Which lines below hold the word "index"? Report each one.

> **Recorded information**:
———
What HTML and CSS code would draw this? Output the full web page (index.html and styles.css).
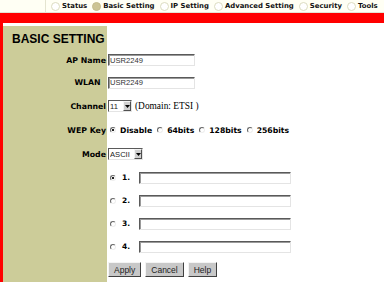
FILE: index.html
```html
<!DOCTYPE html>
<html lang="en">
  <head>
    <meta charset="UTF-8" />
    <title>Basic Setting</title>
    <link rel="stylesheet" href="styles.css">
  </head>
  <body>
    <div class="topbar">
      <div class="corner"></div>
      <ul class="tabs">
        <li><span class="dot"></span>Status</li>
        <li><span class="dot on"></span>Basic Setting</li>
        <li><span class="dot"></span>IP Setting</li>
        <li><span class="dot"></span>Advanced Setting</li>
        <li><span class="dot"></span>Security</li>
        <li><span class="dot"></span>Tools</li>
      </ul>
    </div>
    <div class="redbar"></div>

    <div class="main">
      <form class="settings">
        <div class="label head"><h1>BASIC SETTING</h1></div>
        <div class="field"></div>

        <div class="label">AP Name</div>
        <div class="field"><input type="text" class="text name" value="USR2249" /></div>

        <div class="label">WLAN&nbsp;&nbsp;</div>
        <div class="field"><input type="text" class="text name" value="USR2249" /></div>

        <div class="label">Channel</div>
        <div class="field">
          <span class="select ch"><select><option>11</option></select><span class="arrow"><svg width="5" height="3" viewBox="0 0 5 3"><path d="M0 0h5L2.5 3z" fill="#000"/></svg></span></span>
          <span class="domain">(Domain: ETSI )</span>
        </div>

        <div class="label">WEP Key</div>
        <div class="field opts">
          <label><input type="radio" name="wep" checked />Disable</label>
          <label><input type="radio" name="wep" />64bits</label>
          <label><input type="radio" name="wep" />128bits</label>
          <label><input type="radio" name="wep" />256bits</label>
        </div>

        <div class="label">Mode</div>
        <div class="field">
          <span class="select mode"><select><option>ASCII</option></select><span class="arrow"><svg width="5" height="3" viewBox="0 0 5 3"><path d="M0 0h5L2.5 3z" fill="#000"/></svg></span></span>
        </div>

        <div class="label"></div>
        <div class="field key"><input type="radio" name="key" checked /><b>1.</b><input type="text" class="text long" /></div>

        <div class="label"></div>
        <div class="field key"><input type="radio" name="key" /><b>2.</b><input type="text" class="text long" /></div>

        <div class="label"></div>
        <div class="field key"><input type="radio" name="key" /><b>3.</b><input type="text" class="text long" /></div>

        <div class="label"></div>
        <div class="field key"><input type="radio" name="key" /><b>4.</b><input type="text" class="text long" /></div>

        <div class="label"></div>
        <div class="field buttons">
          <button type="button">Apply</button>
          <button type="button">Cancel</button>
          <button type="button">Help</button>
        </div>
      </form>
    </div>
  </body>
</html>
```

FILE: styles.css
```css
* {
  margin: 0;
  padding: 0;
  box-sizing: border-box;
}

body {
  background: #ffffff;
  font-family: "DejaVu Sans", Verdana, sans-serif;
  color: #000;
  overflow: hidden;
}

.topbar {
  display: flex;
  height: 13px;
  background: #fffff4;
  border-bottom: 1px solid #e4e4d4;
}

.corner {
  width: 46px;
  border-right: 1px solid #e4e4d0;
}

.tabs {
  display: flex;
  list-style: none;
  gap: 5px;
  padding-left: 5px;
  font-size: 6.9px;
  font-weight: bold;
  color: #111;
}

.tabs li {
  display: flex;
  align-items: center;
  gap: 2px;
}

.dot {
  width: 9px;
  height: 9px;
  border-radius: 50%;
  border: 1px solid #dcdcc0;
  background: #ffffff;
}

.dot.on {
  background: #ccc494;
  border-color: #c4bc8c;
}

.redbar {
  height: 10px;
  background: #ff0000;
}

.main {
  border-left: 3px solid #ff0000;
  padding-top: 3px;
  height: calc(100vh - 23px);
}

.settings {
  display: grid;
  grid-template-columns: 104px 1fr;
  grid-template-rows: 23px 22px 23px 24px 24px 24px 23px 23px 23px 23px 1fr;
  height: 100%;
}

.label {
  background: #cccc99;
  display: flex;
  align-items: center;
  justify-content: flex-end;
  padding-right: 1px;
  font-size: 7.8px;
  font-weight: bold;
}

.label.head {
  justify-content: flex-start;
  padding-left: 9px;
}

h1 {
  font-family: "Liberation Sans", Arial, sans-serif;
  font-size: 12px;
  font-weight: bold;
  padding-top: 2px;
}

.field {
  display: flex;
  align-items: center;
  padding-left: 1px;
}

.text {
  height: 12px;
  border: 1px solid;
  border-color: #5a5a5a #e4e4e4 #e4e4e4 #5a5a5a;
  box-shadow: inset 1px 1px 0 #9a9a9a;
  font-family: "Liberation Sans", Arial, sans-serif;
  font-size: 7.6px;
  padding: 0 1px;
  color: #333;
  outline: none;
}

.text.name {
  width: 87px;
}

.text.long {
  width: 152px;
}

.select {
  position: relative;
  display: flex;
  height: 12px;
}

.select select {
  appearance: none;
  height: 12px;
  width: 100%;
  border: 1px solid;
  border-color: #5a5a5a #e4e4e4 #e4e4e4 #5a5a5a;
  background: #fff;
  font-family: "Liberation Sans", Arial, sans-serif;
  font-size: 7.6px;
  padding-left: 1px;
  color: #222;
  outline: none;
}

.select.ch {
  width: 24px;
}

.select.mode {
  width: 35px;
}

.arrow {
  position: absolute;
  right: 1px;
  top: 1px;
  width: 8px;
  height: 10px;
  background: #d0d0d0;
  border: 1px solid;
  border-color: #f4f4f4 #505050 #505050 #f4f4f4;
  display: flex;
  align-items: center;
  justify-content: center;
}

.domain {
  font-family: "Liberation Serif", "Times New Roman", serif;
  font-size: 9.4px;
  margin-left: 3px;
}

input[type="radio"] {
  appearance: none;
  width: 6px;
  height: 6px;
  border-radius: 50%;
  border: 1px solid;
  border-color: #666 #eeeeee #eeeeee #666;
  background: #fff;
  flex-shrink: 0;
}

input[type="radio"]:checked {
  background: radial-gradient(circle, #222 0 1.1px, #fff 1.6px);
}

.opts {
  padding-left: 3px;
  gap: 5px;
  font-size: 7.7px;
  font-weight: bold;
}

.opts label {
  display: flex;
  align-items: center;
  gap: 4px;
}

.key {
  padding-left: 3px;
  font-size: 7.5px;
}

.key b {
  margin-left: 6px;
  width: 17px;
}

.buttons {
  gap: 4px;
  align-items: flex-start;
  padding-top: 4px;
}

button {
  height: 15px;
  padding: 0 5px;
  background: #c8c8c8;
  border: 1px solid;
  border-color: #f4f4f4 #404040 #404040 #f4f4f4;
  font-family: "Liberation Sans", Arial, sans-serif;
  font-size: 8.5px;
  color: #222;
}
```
———
> **Written reply**:
What HTML and CSS code would draw this? Output the full web page (index.html and styles.css).
FILE: index.html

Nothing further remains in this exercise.